We had our 2nd day over 60 today and my garden is really starting to grow. I got home from work today and inspected my gardens. It was dry-even though it got a good watering this morning. This happened because of the wind-which really dries your soil out. I’ve come to learn just by looking at the color of the soil if it needs more watering. I think I’ll take a video of this so that I can show you what I mean. So I re-watered and planted a few things. Here’s a list of the items I’ve got growing at this time: 6 different kinds of lettuce, radicchio, arugula, spinach, swiss chard, radishes, pac choi, carrots, kale, mache, cilantro, parsley, tomatoes, brussel sprouts, mizuna, kohlrabi, and tatsoi. Everything is looking very good at this point. I’ve tasted the baby leaves of mizuna, arugula, and tatsoi and they are outstanding. It’s a lot different than lettuce, but it adds quite a bit of texture and flavor. You can see how nicely things are starting to fill in by this picture. This is spinach-and everybody discovers what variety is their favorite. “Space” is ours-the taste is excellent and like all spinach, is easy to grow. I’m still amazed at the prices some of these organic stores are charging for produce and veggies. Learn how to do it for yourself and save the big bucks at the checkout stand. You can learn how to grow a great garden with many different methods, but you won’t find one as simple as the square foot garden method.

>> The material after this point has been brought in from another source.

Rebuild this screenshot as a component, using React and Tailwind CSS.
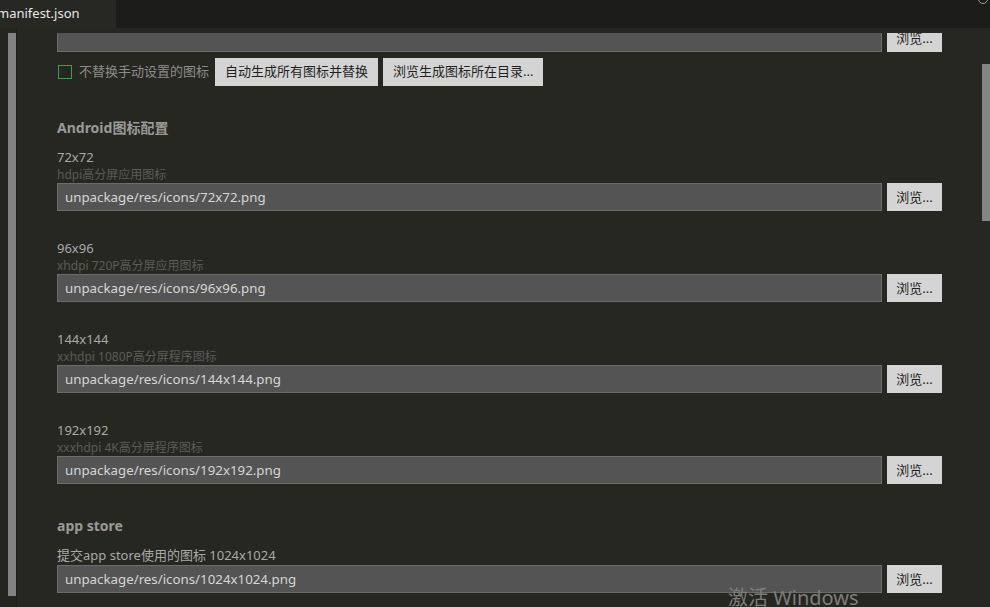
const font = { fontFamily: '"Noto Sans", "Noto Sans CJK SC", sans-serif' }

const icons = [
  { size: '72x72', desc: 'hdpi高分屏应用图标', path: 'unpackage/res/icons/72x72.png' },
  { size: '96x96', desc: 'xhdpi 720P高分屏应用图标', path: 'unpackage/res/icons/96x96.png' },
  { size: '144x144', desc: 'xxhdpi 1080P高分屏程序图标', path: 'unpackage/res/icons/144x144.png' },
  { size: '192x192', desc: 'xxxhdpi 4K高分屏程序图标', path: 'unpackage/res/icons/192x192.png' },
]

function PathInput({ value }) {
  return (
    <div className="flex h-[28px] gap-[5px]">
      <div className="flex flex-1 items-center border border-[#6c6c6c] bg-[#545454] pl-[7px] pt-[2px] text-[13.3px] text-[#d6d6d6]">
        {value}
      </div>
      <button className="flex w-[55px] items-center justify-center bg-[#d4d4d4] pt-[1px] text-[13px] text-[#1f1f1f]">
        浏览...
      </button>
    </div>
  )
}

function IconField({ size, desc, path, first }) {
  return (
    <div className={first ? 'mt-[11px]' : 'mt-[29px]'}>
      <p className="h-[17px] text-[13px] leading-[17px] text-[#a9a9a6]">{size}</p>
      <p className="h-[17px] text-[12px] leading-[17px] text-[#5b5b57]">{desc}</p>
      <PathInput value={path} />
    </div>
  )
}

export default function App() {
  return (
    <div className="relative flex h-[607px] w-[990px] flex-col overflow-hidden bg-[#272722]" style={font}>
      <div className="flex h-[28px] shrink-0 bg-[#1c1d1a]">
        <div className="flex w-[116px] items-center overflow-hidden bg-[#272723] text-[13px] text-[#e6e6e6]">
          <span className="-ml-[3px]">manifest.json</span>
        </div>
      </div>

      <div className="flex min-h-0 flex-1">
        <div className="w-[8px] bg-[#252520]" />
        <div className="w-[8px] bg-[#252520] pt-[5px]">
          <div className="h-[563px] bg-[#828282]" />
        </div>
        <div className="w-px bg-[#1e1e1b]" />

        <div className="mt-[5px] flex-1 overflow-hidden pl-[40px] pr-[40px]">
          <div className="-mt-[9px]">
            <PathInput value="" />
          </div>

          <div className="mt-[6px] flex h-[28px] items-center">
            <span className="ml-[1px] h-[14px] w-[14px] border border-[#3f9b50]" />
            <span className="ml-[7px] text-[13px] text-[#8c8c88]">不替换手动设置的图标</span>
            <button className="ml-[6px] h-[28px] bg-[#d4d4d4] px-[10px] text-[13px] text-[#1f1f1f]">
              自动生成所有图标并替换
            </button>
            <button className="ml-[5px] h-[28px] bg-[#d4d4d4] px-[10px] text-[13px] text-[#1f1f1f]">
              浏览生成图标所在目录...
            </button>
          </div>

          <h2 className="mt-[32px] h-[20px] text-[14px] font-bold leading-[20px] text-[#9a9a97]">
            Android图标配置
          </h2>
          {icons.map((icon, i) => (
            <IconField key={icon.size} {...icon} first={i === 0} />
          ))}

          <h2 className="mt-[32px] h-[20px] text-[14px] font-bold leading-[20px] text-[#9a9a97]">
            app store
          </h2>
          <p className="mt-[10px] h-[19px] text-[13px] leading-[19px] text-[#a9a9a6]">
            提交app store使用的图标 1024x1024
          </p>
          <PathInput value="unpackage/res/icons/1024x1024.png" />
        </div>

        <div className="w-[8px]">
          <div className="mt-[36px] h-[157px] bg-[#858585]" />
        </div>
      </div>

      <span className="absolute left-[978px] top-[-6px] h-[10px] w-[10px] rounded-full border border-[#9a9a9a]" />
      <span className="absolute left-[728px] top-[583px] text-[20px] text-[#7e7e7b]">激活 Windows</span>
    </div>
  )
}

I probably should’ve put this post in before winter started. I live in zone 6 and we’ve had a hard winter. Lots of snow, cold, below zero temperatures, little sun, etc. Throughout the winter I continually add kitchen scraps to my compost bins . One of the tricks to having compost early in a zone such as ours is to not water your compost at the end of the last season. When you do that and have the kind of winter that we’ve had, your compost pile will be frozen solid. It’ll eventually melt, but it’ll take a lot longer to be able to work the pile. By not watering-in your compost additions the previous fall, your pile won’t be frozen and it’ll look like this. Totally workable. You can still chop things up and mix things around. It won’t be doing any true composting during this time but the minute the weather start to change and you start getting sun and warmer temps, your compost can start to be worked. If you had dumped water on it last year you wouldn’t be able to do that for several more weeks. Just a little trick that I do so that I can some finished compost a little earlier.

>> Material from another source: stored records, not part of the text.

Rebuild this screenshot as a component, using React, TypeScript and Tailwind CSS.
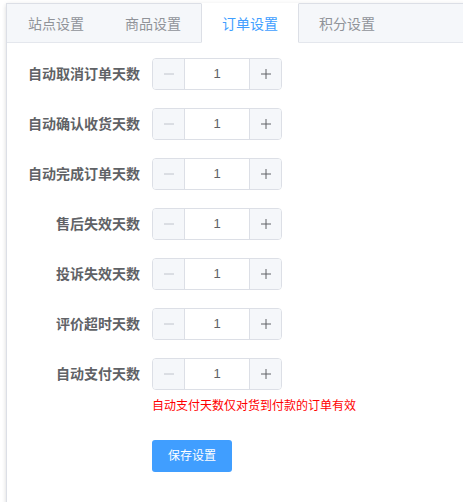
import React from 'react';

const tabs = ['站点设置', '商品设置', '订单设置', '积分设置'];

const fields = [
  { label: '自动取消订单天数', value: 1 },
  { label: '自动确认收货天数', value: 1 },
  { label: '自动完成订单天数', value: 1 },
  { label: '售后失效天数', value: 1 },
  { label: '投诉失效天数', value: 1 },
  { label: '评价超时天数', value: 1 },
  { label: '自动支付天数', value: 1, hint: '自动支付天数仅对货到付款的订单有效' },
];

const Stepper = ({ value }: { value: number }) => (
  <div className="flex h-8 w-[130px] rounded-[4px] border border-[#dcdfe6] overflow-hidden">
    <div className="flex w-8 items-center justify-center bg-[#f5f7fa] border-r border-[#dcdfe6] text-[#c0c4cc]">
      <svg width="12" height="12" viewBox="0 0 12 12">
        <path d="M1 6h10" stroke="currentColor" strokeWidth="1" />
      </svg>
    </div>
    <div className="flex flex-1 items-center justify-center bg-white text-[13px] text-[#606266]">
      {value}
    </div>
    <div className="flex w-8 items-center justify-center bg-[#f5f7fa] border-l border-[#dcdfe6] text-[#606266]">
      <svg width="12" height="12" viewBox="0 0 12 12">
        <path d="M1 6h10M6 1v10" stroke="currentColor" strokeWidth="1" />
      </svg>
    </div>
  </div>
);

const App = () => {
  const active = 2;
  return (
    <div
      className="h-[502px] overflow-hidden bg-white pl-[6px] pt-[3px]"
      style={{ fontFamily: '"Liberation Sans", "Noto Sans CJK SC", sans-serif' }}
    >
      <div className="w-[600px] h-[560px] border border-[#dcdfe6] bg-white shadow-[0_2px_4px_rgba(0,0,0,0.12),0_0_6px_rgba(0,0,0,0.04)]">
        <div className="bg-[#f5f7fa] border-b border-[#e4e7ed]">
          <div className="flex -mb-px">
            {tabs.map((tab, i) => (
              <div
                key={tab}
                className={
                  'h-10 -mt-px px-5 pt-px border leading-[38px] text-[14px] ' +
                  (i > 0 ? '-ml-px ' : '') +
                  (i === active
                    ? 'bg-white text-[#409eff] border-t-transparent border-b-transparent border-l-[#dcdfe6] border-r-[#dcdfe6]'
                    : 'border-transparent text-[#909399]')
                }
              >
                {tab}
              </div>
            ))}
          </div>
        </div>

        <div className="p-[15px]">
          {fields.map((f) => (
            <div key={f.label} className="flex mb-[18px]">
              <div className="w-[130px] shrink-0 pr-3 text-right text-[14px] font-bold leading-8 text-[#606266]">
                {f.label}
              </div>
              <div>
                <Stepper value={f.value} />
                {f.hint && (
                  <div className="text-[12px] leading-8 text-[#ff0000]">{f.hint}</div>
                )}
              </div>
            </div>
          ))}
          <div className="pl-[130px]">
            <button className="h-8 w-20 rounded-[3px] bg-[#409eff] text-[12px] text-white">
              保存设置
            </button>
          </div>
        </div>
      </div>
    </div>
  );
};

export default App;
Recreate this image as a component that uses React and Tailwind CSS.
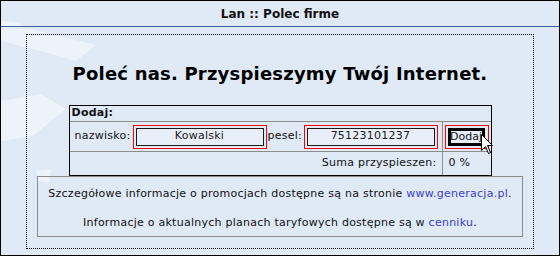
import React from 'react';

const font = { fontFamily: '"DejaVu Sans", Verdana, sans-serif' };

const Pole = ({ value }) => (
  <div className="border border-[#ff0000] p-[2px]">
    <div className="w-[128px] h-[18px] border border-[#1a1a1a] bg-[#e9eff9] flex items-center justify-center text-[11px] text-[#1a1a1a]">
      {value}
    </div>
  </div>
);

const Cursor = () => (
  <svg className="absolute left-[480px] top-[133px]" width="13" height="21" viewBox="0 0 13 21">
    <path d="M0.5 0.5 L0.5 16.5 L4.5 12.5 L7.5 19.5 L9.5 18.5 L6.5 11.5 L11.5 11.5 Z" fill="#fff" stroke="#000" strokeWidth="1" />
  </svg>
);

export default function App() {
  return (
    <div style={font} className="relative w-[560px] h-[256px] overflow-hidden border border-black bg-[#dfeaf6] text-[#111]">
      <svg className="absolute left-0 top-0" width="160" height="200" viewBox="0 0 160 200">
        <polygon points="0,20 18,22 22,27 0,28" fill="#edf3fa" />
        <polygon points="0,28 30,28 95,44 75,60 40,50 0,40" fill="#edf3fa" />
        <polygon points="0,100 40,93 65,108 32,135 0,140" fill="#edf3fa" />
        <polygon points="35,170 50,168 48,182 37,180" fill="#edf3fa" />
      </svg>

      <div className="relative h-[26px] border-b border-[#3e5f95] flex items-center justify-center text-[12px] font-bold">
        Lan :: Polec firme
      </div>

      <div className="relative ml-[25px] mt-[7px] w-[508px] h-[215px] border border-dotted border-black flex flex-col items-center">
        <h1 className="mt-[28px] h-[30px] text-[18px] leading-[22px] font-bold text-black tracking-[0.2px]">
          Poleć nas. Przyspieszymy Twój Internet.
        </h1>

        <div className="mt-[12px] w-[423px] border border-black text-[11px] tracking-[0.25px]">
          <div className="h-[16px] px-[2px] flex items-center font-bold border-b border-[#8c8c8c]">Dodaj:</div>
          <div className="flex h-[30px] border-b border-[#8c8c8c]">
            <div className="w-[373px] border-r border-[#8c8c8c] pl-[5px] flex items-center">
              <span className="w-[58px]">nazwisko:</span>
              <Pole value="Kowalski" />
              <span className="w-[37px] pl-[1px]">pesel:</span>
              <Pole value="75123101237" />
            </div>
            <div className="flex-1 flex items-center pl-[2px]">
              <div className="border border-[#ff0000] pl-[2px] pr-[3px] py-[2px]">
                <button className="w-[37px] h-[18px] border-[3px] border-black bg-[#e9eff9] flex items-center justify-center text-[11px] leading-none tracking-normal">
                  Dodaj
                </button>
              </div>
            </div>
          </div>
          <div className="flex h-[23px]">
            <div className="w-[373px] border-r border-[#8c8c8c] pr-[5px] flex items-center justify-end">Suma przyspieszen:</div>
            <div className="flex-1 flex items-center pl-[6px]">0 %</div>
          </div>
        </div>

        <div className="w-[486px] h-[61px] border border-[#8a8a8a] flex flex-col items-center pt-[9px] gap-[12px] text-[11px] tracking-[0.25px]">
          <p>
            Szczegółowe informacje o promocjach dostępne są na stronie{' '}
            <a className="text-[#3c3cc8]">www.generacja.pl</a>.
          </p>
          <p>
            Informacje o aktualnych planach taryfowych dostępne są w <a className="text-[#3c3cc8]">cenniku</a>.
          </p>
        </div>
      </div>

      <Cursor />
    </div>
  );
}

Went out earlier this morning, pulled off the floating row cover and looked at my plants after a 12 degree low last night. I wasn’t sure what kind of damage I would find to my plants but everything looks really good. That’s tatsoi on the left-a great tasting Asian leaf for salads or even better for stir-fries. On the right is Simpson Elite-a standard lettuce we enjoy growing because of its taste and simpleness to grow. After this evening we will have low temperatures in the mid 20′s for the next 10 days. It looks like spring is on it’s way. And by the time my friendly neighbors have their gardens dry enough to rototill-which I never have to do-we’ll be well into eating what we’ve been growing. Lots of fun-the easy way-square foot gardening.

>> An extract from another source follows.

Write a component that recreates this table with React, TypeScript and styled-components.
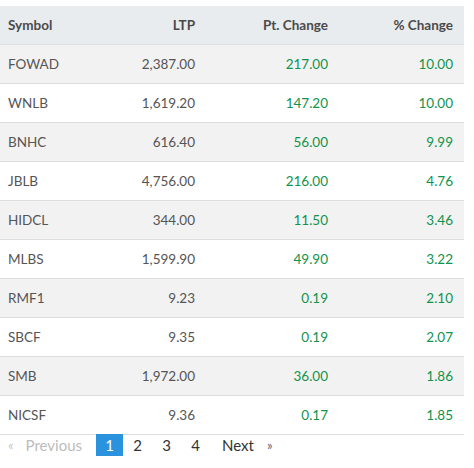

It’s all about bed preparation for me right now. This shows my SFG beds covered in plastic. The first bed in the foreground, which isn’t covered, is my asparagus bed. No need to cover that. Then you can see my 2X16 bed on the left, my 4X16 bed on the right, followed by my covered leaves. You can’t see what’s behind that-an uncovered 3X3 strawberry bed, but then you can see a covered 4X4 box. If you look hard enough you’ll see a tomato tower in the back. That’s a 1X4′ box that I use for 8 heads of lettuce and vertical crops like tomatoes, pole beans or squash. That’s covered too. I’ve got a bunch of things ready to go out into the garden, but a few of the boxes aren’t quite ready yet. These were the boxes that were in the shade all winter and have been de-thawed in the past week or so. I’m holding off on putting anything in the garden right now. Starting tomorrow(Tuesday)we have snow in the forecast for seven days straight. I was starting to get bothered about this, but I have to remind myself, it’s still February. What a bummer. I’m thinking after that we should see a marked improvement in the evening temperatures. So right now I’m sprouting all kinds of lettuce seeds, pac choi, arugula, radicchio, and swiss chard. My two early tomato plants are about 8 inches high right now and looking very good. They’re especially made to grow in greenhouses, which these will go into later this week. In a couple of weeks I’ll be starting to post youtube instructional videos. I’ll start at the beginning and move on from there-how to construct a good box, gathering items for the compost bin, making the perfect soil, making a grid, etc. I hope you’ll come back to visit.
I’ve been using a different weighted plastic this year to get me through the winter. Usually I’ve used a 6-mil plastic but now I’ve got a heavier duty commercial plastic covering my square foot gardens. The sun came out early today and it was 43 when I got home from work. I’d been used to plastic covers increasing the temps about 30 degrees warmer than the outside air. The thermostat showed about 82-a 40 degree increase. There’s a lot of things that can grow at that temperature, and the things growing under there right now probably aren’t the ones that can. I had to make sure that I vented it-in this case I just pulled the plastic off about half-way so it stayed fairly warm underneath but protected from the wind. So far things are growing nicely under the plastic-regardless of the harsh winter we’ve been experiencing.
On the recommendation from the folks at Johnny’s Selected Seeds, I was convinced to try this variety of lettuce 2 or 3 years ago. They commented that this was one of their most popular and best tasting lettuces they sold, so I tried it. Our family loved it, and so did those customers I grew it for. In fact, it’s become my most requested lettuce of the growing season. It’s a variety called Skyphos. It’s not a warm-weather lettuce so it won’t do well in the middle of summer. But it’s easily grown in spring and fall. As is typical with the square foot gardening method, there will be four heads of lettuce per square. This was not planted with transplants or sprouted seeds. This was part of the original test to see if I could grow this in what has now been described as the coldest January in Salt Lake City in 50+ years. It was directly-seeded right into the soil. It’s grown a little slower than I would’ve liked, but that’s to be expected with hot cold it’s been. Six weeks away for this to be ready. JSS has a brand new variety of lettuce this year that’s supposed to be even better-something called Salanova. I’ve got my seeds ready to plant with that go for in a few days.